No, a citation is not an arrest. Being taken to jail in a police van is an arrest. As detailed on the site, "[h]e is reported to be at some medium-security lockup at 7600 North Hall Street....He said that after he and Mr. Cobb were arrested, they were placed in a police van - then there was some delay as they threw some students in the van with them. The stories from two of them are posted in the prior two entries of this posting. Mr. Badnarik says that they sat in a cell for one to one and a half hours. He reported that the fingerprinting process was not as thorough as he had expected."

As to how they chose to serve papers: again, as detailed on Badnarik's site, this was the fourth time they'd attempted service. They attempted by FAX, e-mail, and personal service in DC (as noted above, with an audio recording of said attempt). Those attempts were rebuffed. On the site, they also explain why they didn't use a process server or sheriff.

Does anybody ever read the articles? Did I go to Slashdot by mistake?
 
Mr Crowley,

You are taking things out of context. What is fascinating is that, if one goes to the link you provided and finds the text you quoted, one will see that it has a footnote referenced. Looking at the footnote, one will see
1. A brief investigatory stop based upon reasonably articulable suspicion is not an arrest. Terry v. Ohio, 392 U.S. 1, 21 (1968).
Now, while this clearly is not what happened to Badnarik, it is clear that there is indeed a distinction between a brief detention to investigate or issue a cite or summons.

Justin:

yes, you're quite correct. However, every time you are pulled over you are NOT arrested, just because you CAN be if you refuse to sign the ticket. Different jurisdictions will differ on the exact details...in some places it may be considered an arrest on the spot. Most places, however, it is not. You're issued a cite in lieu of an arrest, and the arrest is only done if you fail to comply with the procedure to be cited.

Witness, for instance, the flap over the candybar chewing woman on the DC metro. AFAIK, she was detained briefly to be issued a cite, and she chose to storm off, thus turning a detention (for the purpose of issuing a citation) into an arrest.

Mike
 
Well, if he was cuffed, stuffed and removed from the scene, he was arrested. He was then, apparently, later released on a summons.

As always, gotta love how news reports vary from one to the other.

Mike
 
I believe the debate was held on the campus of Washington University, ie public property. The rules for tresspass are a bit different.

When a private entity rents a public building (technically paying money into the general fund and thus to the taxpayers) that building becomes private property for the duration of the agreed upon rental term. This is the same principle that keeps your landlord from storing his old engine parts in your apartment.
 
Except that CPD isn't renting the building; ASU is covering the costs, to the tune of about $2 million. In fact, that's the whole basis for the complaint. And the suit concerns the third debate, at ASU, not the second; Badnarik attempted to serve the CPD at the second, but that's not what the suit was over.
 
They should have a case for the previous two debates as well.
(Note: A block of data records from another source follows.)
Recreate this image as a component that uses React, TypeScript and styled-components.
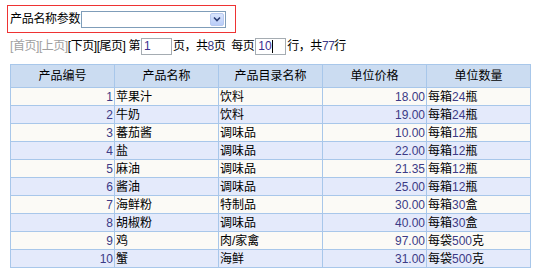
import React from "react";
import styled, { createGlobalStyle } from "styled-components";

const Global = createGlobalStyle`
  html, body { margin: 0; padding: 0; background: #fff; }
  body {
    font-family: "Liberation Sans", Arial, "Noto Sans CJK SC", sans-serif;
    font-size: 12px;
    color: #000;
  }
`;

const Page = styled.div`
  padding: 5px 0 0 7px;
  display: flex;
  flex-direction: column;
  align-items: flex-start;
`;

const FilterBox = styled.div`
  box-sizing: border-box;
  width: 229px;
  height: 28px;
  border: 1px solid #ee3333;
  display: flex;
  align-items: center;
  padding-left: 2px;
  gap: 1px;
`;

const Label = styled.span`
  line-height: 16px;
  white-space: nowrap;
  letter-spacing: -0.3px;
`;

const Select = styled.div`
  box-sizing: border-box;
  width: 145px;
  height: 17px;
  border: 1px solid #7f9db9;
  background: #fff;
  display: flex;
  justify-content: flex-end;
  align-items: stretch;
  padding: 1px;
`;

const DropButton = styled.div`
  width: 14px;
  box-sizing: border-box;
  border: 1px solid #b7c9ef;
  border-radius: 2px;
  background: linear-gradient(#d9e5fd, #b9cdf8);
  display: flex;
  align-items: center;
  justify-content: center;
`;

const Pager = styled.div`
  margin: 4px 0 0 3px;
  display: flex;
  align-items: center;
  height: 18px;
  white-space: pre;
  line-height: 16px;
  letter-spacing: -0.45px;
`;

const Link = styled.span<{ $disabled?: boolean }>`
  color: ${(p) => (p.$disabled ? "#a0a0a0" : "#000")};
`;

const Box = styled.span`
  box-sizing: border-box;
  display: inline-flex;
  align-items: center;
  width: 31px;
  height: 17px;
  border: 1px solid #a5acb2;
  padding-left: 2px;
  margin: 0 1px;
  color: #3c2f8f;
  background: #fff;
  letter-spacing: 0;
`;

const Caret = styled.span`
  display: inline-block;
  width: 1px;
  height: 13px;
  background: #000;
`;

const Num = styled.span`
  color: #3c3a86;
`;

const Table = styled.table`
  margin: 9px 0 0 3px;
  border-collapse: collapse;
  border: 1px solid #a8c7ea;
  table-layout: fixed;
  width: 521px;
`;

const Th = styled.th`
  height: 22px;
  padding: 0;
  border: 1px solid #a8c7ea;
  background: #cbdcf1;
  font-weight: normal;
  text-align: center;
  line-height: 16px;
`;

const Tr = styled.tr<{ $even: boolean }>`
  background: ${(p) => (p.$even ? "#e4eafb" : "#fbfaf6")};
`;

const Td = styled.td<{ $align: "left" | "right" }>`
  height: 17px;
  padding: 0 1px;
  border: 1px solid #a8c7ea;
  text-align: ${(p) => p.$align};
  line-height: 16px;
  white-space: nowrap;
  overflow: hidden;
`;

const rows = [
  [1, "苹果汁", "饮料", "18.00", "每箱", "24", "瓶"],
  [2, "牛奶", "饮料", "19.00", "每箱", "24", "瓶"],
  [3, "蕃茄酱", "调味品", "10.00", "每箱", "12", "瓶"],
  [4, "盐", "调味品", "22.00", "每箱", "12", "瓶"],
  [5, "麻油", "调味品", "21.35", "每箱", "12", "瓶"],
  [6, "酱油", "调味品", "25.00", "每箱", "12", "瓶"],
  [7, "海鲜粉", "特制品", "30.00", "每箱", "30", "盒"],
  [8, "胡椒粉", "调味品", "40.00", "每箱", "30", "盒"],
  [9, "鸡", "肉/家禽", "97.00", "每袋", "500", "克"],
  [10, "蟹", "海鲜", "31.00", "每袋", "500", "克"],
] as const;

export default function App() {
  return (
    <>
      <Global />
      <Page>
        <FilterBox>
          <Label>产品名称参数</Label>
          <Select>
            <DropButton>
              <svg width="8" height="6" viewBox="0 0 8 6">
                <path d="M1 1.5 L4 4.5 L7 1.5" fill="none" stroke="#2b3d73" strokeWidth="1.6" />
              </svg>
            </DropButton>
          </Select>
        </FilterBox>
        <Pager>
          <Link $disabled>[首页]</Link>
          <Link $disabled>[上页]</Link>
          <Link>[下页]</Link>
          <Link>[尾页]</Link>
          <span> 第</span>
          <Box>1</Box>
          <span>
            页，共<Num>8</Num>页  每页
          </span>
          <Box>
            10
            <Caret />
          </Box>
          <span>
            行，共<Num>77</Num>行
          </span>
        </Pager>
        <Table>
          <colgroup>
            <col span={5} style={{ width: "104px" }} />
          </colgroup>
          <thead>
            <tr>
              <Th>产品编号</Th>
              <Th>产品名称</Th>
              <Th>产品目录名称</Th>
              <Th>单位价格</Th>
              <Th>单位数量</Th>
            </tr>
          </thead>
          <tbody>
            {rows.map((r, i) => (
              <Tr key={r[0]} $even={i % 2 === 1}>
                <Td $align="right">
                  <Num>{r[0]}</Num>
                </Td>
                <Td $align="left">{r[1]}</Td>
                <Td $align="left">{r[2]}</Td>
                <Td $align="right">
                  <Num>{r[3]}</Num>
                </Td>
                <Td $align="left">
                  {r[4]}
                  <Num>{r[5]}</Num>
                  {r[6]}
                </Td>
              </Tr>
            ))}
          </tbody>
        </Table>
      </Page>
    </>
  );
}
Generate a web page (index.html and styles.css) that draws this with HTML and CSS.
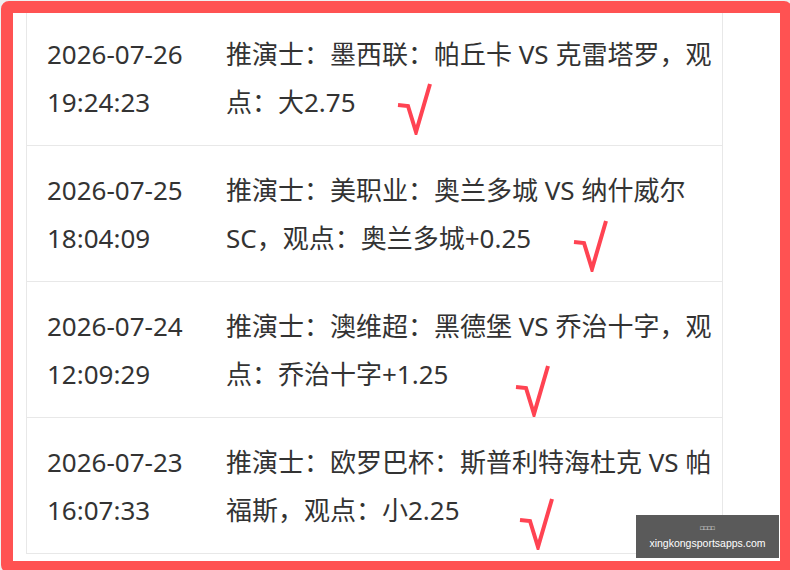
FILE: index.html
```html
<!doctype html>
<html>
<head>
 <meta http-equiv="Content-Type" content="text/html; charset=utf-8">
 <title>推演记录</title>
 <link rel="stylesheet" href="styles.css">
</head>
<body>
  <div class="frame">
    <ul class="list">
      <li class="row">
        <div class="time">2026-07-26 19:24:23</div>
        <div class="info">推演士：墨西联：帕丘卡 VS 克雷塔罗，观点：大2.75<svg class="ok ok1" viewBox="0 0 36 54"><polyline points="2,24 12,25 20,51 34,3"/></svg></div>
      </li>
      <li class="row">
        <div class="time">2026-07-25 18:04:09</div>
        <div class="info">推演士：美职业：奥兰多城 VS 纳什威尔SC，观点：奥兰多城+0.25<svg class="ok ok2" viewBox="0 0 36 54"><polyline points="2,24 12,25 20,51 34,3"/></svg></div>
      </li>
      <li class="row">
        <div class="time">2026-07-24 12:09:29</div>
        <div class="info">推演士：澳维超：黑德堡 VS 乔治十字，观点：乔治十字+1.25<svg class="ok ok3" viewBox="0 0 36 54"><polyline points="2,24 12,25 20,51 34,3"/></svg></div>
      </li>
      <li class="row">
        <div class="time">2026-07-23 16:07:33</div>
        <div class="info">推演士：欧罗巴杯：斯普利特海杜克 VS 帕福斯，观点：小2.25<svg class="ok ok4" viewBox="0 0 36 54"><polyline points="2,24 12,25 20,51 34,3"/></svg></div>
      </li>
    </ul>
  </div>

  <!--水印-->
  <div class="mark">
    <p class="mark-cn">□□□□</p>
    <p class="mark-url">xingkongsportsapps.com</p>
  </div>
</body>
</html>
```

FILE: styles.css
```css
html,body{margin:0;padding:0;}
html{overflow:hidden;}
body{background:#f0f0f0;font-family:"Noto Sans","Noto Sans CJK SC",sans-serif;color:#333;}
ul,li,p{margin:0;padding:0;}
ul{list-style:none;}

.frame{width:767px;height:548px;margin:1px 0 0 1px;border:12px solid #ff5252;border-radius:8px;background:#fff;overflow:hidden;}
.list{width:695px;margin:-4px 0 0 13px;border:1px solid #e8e8e8;border-bottom:0;}
.row{display:flex;padding:20px 0 19px 20px;border-bottom:1px solid #e8e8e8;font-size:26px;line-height:48px;}
.time{width:179px;flex-shrink:0;}
.info{width:495px;}

.ok{display:inline-block;width:36px;height:54px;vertical-align:baseline;}
.ok polyline{fill:none;stroke:#ff4352;stroke-width:4;stroke-linejoin:miter;}
.ok1{margin:0 0 -23px 40px;}
.ok2{margin:0 0 -24px 41px;}
.ok3{margin:0 0 -33px 66px;}
.ok4{margin:0 0 -30px 58px;}

.mark{position:fixed;right:11px;bottom:12px;width:143px;height:43px;padding-top:9px;box-sizing:border-box;background:#5a5a5a;color:#fff;text-align:center;font-family:"Liberation Sans",Arial,sans-serif;}
.mark-cn{font-size:6px;line-height:8px;}
.mark-url{margin-top:5px;font-size:10.5px;line-height:12px;}
```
The CPD is a 501 (c)(3) and therefore must be non-partisan. I don't think their 15%-in-the-polls requirement is enough. They don't pay taxes, and the consequence is that they do not get to do whatever they want.
 
This isn't the first time something like this has happened either. The police were used in a previous presidential election to deny access to a conference room rented by the LP for a press conference in the same complex as a previous debate and the LP was denied access to the rooms they had PAID FOR and in fact arrested when they insisted that they be allowed in by showing the paperwork showing their right to be in the building. This is a long standing policy of descrimination under color of law by the CPD.